> [What this task involves]:
Write out all the lines again, precisely as they stand, but without the images.

* Begin Data section *

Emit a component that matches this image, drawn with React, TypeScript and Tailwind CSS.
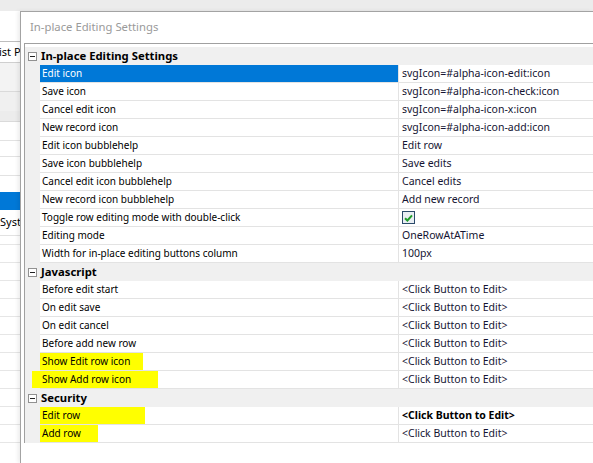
type Row = {
  name: string;
  value: string;
  selected?: boolean;
  boldValue?: boolean;
  check?: boolean;
  mark?: string;
};

type Section = { title: string; rows: Row[] };

const sections: Section[] = [
  {
    title: 'In-place Editing Settings',
    rows: [
      { name: 'Edit icon', value: 'svgIcon=#alpha-icon-edit:icon', selected: true },
      { name: 'Save icon', value: 'svgIcon=#alpha-icon-check:icon' },
      { name: 'Cancel edit icon', value: 'svgIcon=#alpha-icon-x:icon' },
      { name: 'New record icon', value: 'svgIcon=#alpha-icon-add:icon' },
      { name: 'Edit icon bubblehelp', value: 'Edit row' },
      { name: 'Save icon bubblehelp', value: 'Save edits' },
      { name: 'Cancel edit icon bubblehelp', value: 'Cancel edits' },
      { name: 'New record icon bubblehelp', value: 'Add new record' },
      { name: 'Toggle row editing mode with double-click', value: '', check: true },
      { name: 'Editing mode', value: 'OneRowAtATime' },
      { name: 'Width for in-place editing buttons column', value: '100px' },
    ],
  },
  {
    title: 'Javascript',
    rows: [
      { name: 'Before edit start', value: '<Click Button to Edit>' },
      { name: 'On edit save', value: '<Click Button to Edit>' },
      { name: 'On edit cancel', value: '<Click Button to Edit>' },
      { name: 'Before add new row', value: '<Click Button to Edit>' },
      { name: 'Show Edit row icon', value: '<Click Button to Edit>', mark: 'ml-0 w-[103px]' },
      { name: 'Show Add row icon', value: '<Click Button to Edit>', mark: '-ml-[8px] w-[126px]' },
    ],
  },
  {
    title: 'Security',
    rows: [
      { name: 'Edit row', value: '<Click Button to Edit>', boldValue: true, mark: 'ml-0 w-[105px]' },
      { name: 'Add row', value: '<Click Button to Edit>', mark: 'ml-0 w-[58px]' },
    ],
  },
];

const font = { fontFamily: '"Noto Sans", "Open Sans", sans-serif' };

function MinusBox() {
  return (
    <div className="flex h-[9px] w-[9px] items-center justify-center border border-[#919191] bg-white">
      <div className="h-px w-[5px] bg-[#222]" />
    </div>
  );
}

function CheckBox() {
  return (
    <div className="flex h-[13px] w-[13px] items-center justify-center border border-[#2b4a6a] bg-[#e9eef3]">
      <svg width="9" height="8" viewBox="0 0 9 8">
        <path d="M1 4.2 L3.4 6.5 L8 1.3" fill="none" stroke="#1f9d2a" strokeWidth="2" />
      </svg>
    </div>
  );
}

function PropRow({ row }: { row: Row }) {
  return (
    <div className="flex h-[18px]">
      <div className="w-[15px] shrink-0 bg-[#f0f0f0]" />
      <div
        className={`relative flex w-[358px] shrink-0 items-center border-b border-[#e3e3e3] pl-[2px] text-[10px] ${
          row.selected ? 'bg-[#0078d7] text-white' : 'bg-white text-black'
        }`}
      >
        {row.mark && <div className={`absolute top-0 bottom-0 left-0 bg-[#ffff00] ${row.mark}`} />}
        <span className="relative">{row.name}</span>
      </div>
      <div
        className={`flex flex-1 items-center border-b border-l border-[#e3e3e3] bg-white pl-[3px] text-[10.5px] text-[#141432] ${
          row.boldValue ? 'font-bold text-black' : ''
        }`}
      >
        {row.check ? <CheckBox /> : row.value}
      </div>
    </div>
  );
}

function SectionHeader({ title }: { title: string }) {
  return (
    <div className="flex h-[18px] items-center bg-[#f0f0f0]">
      <div className="flex w-[15px] shrink-0 justify-center">
        <MinusBox />
      </div>
      <span className="pl-[1px] text-[11.3px] font-bold text-black">{title}</span>
    </div>
  );
}

function BackWindow() {
  const lines = [247, 265, 283, 302, 320, 338, 357, 375, 392, 410, 428, 447];
  return (
    <div className="flex w-[20px] shrink-0 flex-col overflow-hidden text-[11px] text-black">
      <div className="h-[11px] bg-[#ececec]" />
      <div className="h-[31px] border-b border-[#bdbdbd] bg-white" />
      <div className="flex h-[21px] items-center border-b border-[#cfcfcf] bg-white">
        <span className="-ml-[1px] whitespace-nowrap">ist P</span>
      </div>
      <div className="h-[29px] border-b border-[#dadada] bg-[#f3f3f3]" />
      <div className="h-[19px] bg-[#f0f0f0]" />
      <div className="h-[11px] border-b border-[#dadada] bg-[#ececec]" />
      <div className="h-[19px] border-b border-[#e2e2e2] bg-white" />
      <div className="h-[16px] border-b border-[#e2e2e2] bg-white" />
      <div className="h-[19px] border-b border-[#e2e2e2] bg-white" />
      <div className="h-[16px] bg-white" />
      <div className="h-[18px] bg-[#0078d7]" />
      <div className="flex h-[26px] items-center border-b border-[#e2e2e2] bg-white">
        <span className="whitespace-nowrap">Syst</span>
      </div>
      {lines.map((y, i) => (
        <div key={y} className={`shrink-0 border-b border-[#e6e6e6] bg-white ${i === 0 ? 'h-[9px]' : 'h-[18px]'}`} />
      ))}
      <div className="flex-1 bg-white" />
    </div>
  );
}

export default function App() {
  return (
    <div className="flex h-[463px] w-[593px] overflow-hidden bg-[#ececec]" style={font}>
      <BackWindow />
      <div className="mt-[11px] flex min-w-0 flex-1 flex-col border-t border-l border-[#a3a3a3] bg-white shadow-[-2px_0_4px_rgba(0,0,0,0.08)]">
        <div className="flex h-[31px] shrink-0 items-center pl-[9px] text-[11.3px] text-[#9a9a9a]">
          In-place Editing Settings
        </div>
        <div className="flex flex-1 flex-col pl-[3px]">
          <div className="flex flex-col border-t border-l border-[#a0a0a0] pt-[3px]">
            {sections.map((s) => (
              <div key={s.title} className="flex flex-col">
                <SectionHeader title={s.title} />
                {s.rows.map((r) => (
                  <PropRow key={r.name} row={r} />
                ))}
              </div>
            ))}
          </div>
        </div>
      </div>
    </div>
  );
}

* End Data section *

> [Answer to this exercise]:
Emit a component that matches this image, drawn with React, TypeScript and Tailwind CSS.
type Row = {
  name: string;
  value: string;
  selected?: boolean;
  boldValue?: boolean;
  check?: boolean;
  mark?: string;
};

type Section = { title: string; rows: Row[] };

const sections: Section[] = [
  {
    title: 'In-place Editing Settings',
    rows: [
      { name: 'Edit icon', value: 'svgIcon=#alpha-icon-edit:icon', selected: true },
      { name: 'Save icon', value: 'svgIcon=#alpha-icon-check:icon' },
      { name: 'Cancel edit icon', value: 'svgIcon=#alpha-icon-x:icon' },
      { name: 'New record icon', value: 'svgIcon=#alpha-icon-add:icon' },
      { name: 'Edit icon bubblehelp', value: 'Edit row' },
      { name: 'Save icon bubblehelp', value: 'Save edits' },
      { name: 'Cancel edit icon bubblehelp', value: 'Cancel edits' },
      { name: 'New record icon bubblehelp', value: 'Add new record' },
      { name: 'Toggle row editing mode with double-click', value: '', check: true },
      { name: 'Editing mode', value: 'OneRowAtATime' },
      { name: 'Width for in-place editing buttons column', value: '100px' },
    ],
  },
  {
    title: 'Javascript',
    rows: [
      { name: 'Before edit start', value: '<Click Button to Edit>' },
      { name: 'On edit save', value: '<Click Button to Edit>' },
      { name: 'On edit cancel', value: '<Click Button to Edit>' },
      { name: 'Before add new row', value: '<Click Button to Edit>' },
      { name: 'Show Edit row icon', value: '<Click Button to Edit>', mark: 'ml-0 w-[103px]' },
      { name: 'Show Add row icon', value: '<Click Button to Edit>', mark: '-ml-[8px] w-[126px]' },
    ],
  },
  {
    title: 'Security',
    rows: [
      { name: 'Edit row', value: '<Click Button to Edit>', boldValue: true, mark: 'ml-0 w-[105px]' },
      { name: 'Add row', value: '<Click Button to Edit>', mark: 'ml-0 w-[58px]' },
    ],
  },
];

const font = { fontFamily: '"Noto Sans", "Open Sans", sans-serif' };

function MinusBox() {
  return (
    <div className="flex h-[9px] w-[9px] items-center justify-center border border-[#919191] bg-white">
      <div className="h-px w-[5px] bg-[#222]" />
    </div>
  );
}

function CheckBox() {
  return (
    <div className="flex h-[13px] w-[13px] items-center justify-center border border-[#2b4a6a] bg-[#e9eef3]">
      <svg width="9" height="8" viewBox="0 0 9 8">
        <path d="M1 4.2 L3.4 6.5 L8 1.3" fill="none" stroke="#1f9d2a" strokeWidth="2" />
      </svg>
    </div>
  );
}

function PropRow({ row }: { row: Row }) {
  return (
    <div className="flex h-[18px]">
      <div className="w-[15px] shrink-0 bg-[#f0f0f0]" />
      <div
        className={`relative flex w-[358px] shrink-0 items-center border-b border-[#e3e3e3] pl-[2px] text-[10px] ${
          row.selected ? 'bg-[#0078d7] text-white' : 'bg-white text-black'
        }`}
      >
        {row.mark && <div className={`absolute top-0 bottom-0 left-0 bg-[#ffff00] ${row.mark}`} />}
        <span className="relative">{row.name}</span>
      </div>
      <div
        className={`flex flex-1 items-center border-b border-l border-[#e3e3e3] bg-white pl-[3px] text-[10.5px] text-[#141432] ${
          row.boldValue ? 'font-bold text-black' : ''
        }`}
      >
        {row.check ? <CheckBox /> : row.value}
      </div>
    </div>
  );
}

function SectionHeader({ title }: { title: string }) {
  return (
    <div className="flex h-[18px] items-center bg-[#f0f0f0]">
      <div className="flex w-[15px] shrink-0 justify-center">
        <MinusBox />
      </div>
      <span className="pl-[1px] text-[11.3px] font-bold text-black">{title}</span>
    </div>
  );
}

function BackWindow() {
  const lines = [247, 265, 283, 302, 320, 338, 357, 375, 392, 410, 428, 447];
  return (
    <div className="flex w-[20px] shrink-0 flex-col overflow-hidden text-[11px] text-black">
      <div className="h-[11px] bg-[#ececec]" />
      <div className="h-[31px] border-b border-[#bdbdbd] bg-white" />
      <div className="flex h-[21px] items-center border-b border-[#cfcfcf] bg-white">
        <span className="-ml-[1px] whitespace-nowrap">ist P</span>
      </div>
      <div className="h-[29px] border-b border-[#dadada] bg-[#f3f3f3]" />
      <div className="h-[19px] bg-[#f0f0f0]" />
      <div className="h-[11px] border-b border-[#dadada] bg-[#ececec]" />
      <div className="h-[19px] border-b border-[#e2e2e2] bg-white" />
      <div className="h-[16px] border-b border-[#e2e2e2] bg-white" />
      <div className="h-[19px] border-b border-[#e2e2e2] bg-white" />
      <div className="h-[16px] bg-white" />
      <div className="h-[18px] bg-[#0078d7]" />
      <div className="flex h-[26px] items-center border-b border-[#e2e2e2] bg-white">
        <span className="whitespace-nowrap">Syst</span>
      </div>
      {lines.map((y, i) => (
        <div key={y} className={`shrink-0 border-b border-[#e6e6e6] bg-white ${i === 0 ? 'h-[9px]' : 'h-[18px]'}`} />
      ))}
      <div className="flex-1 bg-white" />
    </div>
  );
}

export default function App() {
  return (
    <div className="flex h-[463px] w-[593px] overflow-hidden bg-[#ececec]" style={font}>
      <BackWindow />
      <div className="mt-[11px] flex min-w-0 flex-1 flex-col border-t border-l border-[#a3a3a3] bg-white shadow-[-2px_0_4px_rgba(0,0,0,0.08)]">
        <div className="flex h-[31px] shrink-0 items-center pl-[9px] text-[11.3px] text-[#9a9a9a]">
          In-place Editing Settings
        </div>
        <div className="flex flex-1 flex-col pl-[3px]">
          <div className="flex flex-col border-t border-l border-[#a0a0a0] pt-[3px]">
            {sections.map((s) => (
              <div key={s.title} className="flex flex-col">
                <SectionHeader title={s.title} />
                {s.rows.map((r) => (
                  <PropRow key={r.name} row={r} />
                ))}
              </div>
            ))}
          </div>
        </div>
      </div>
    </div>
  );
}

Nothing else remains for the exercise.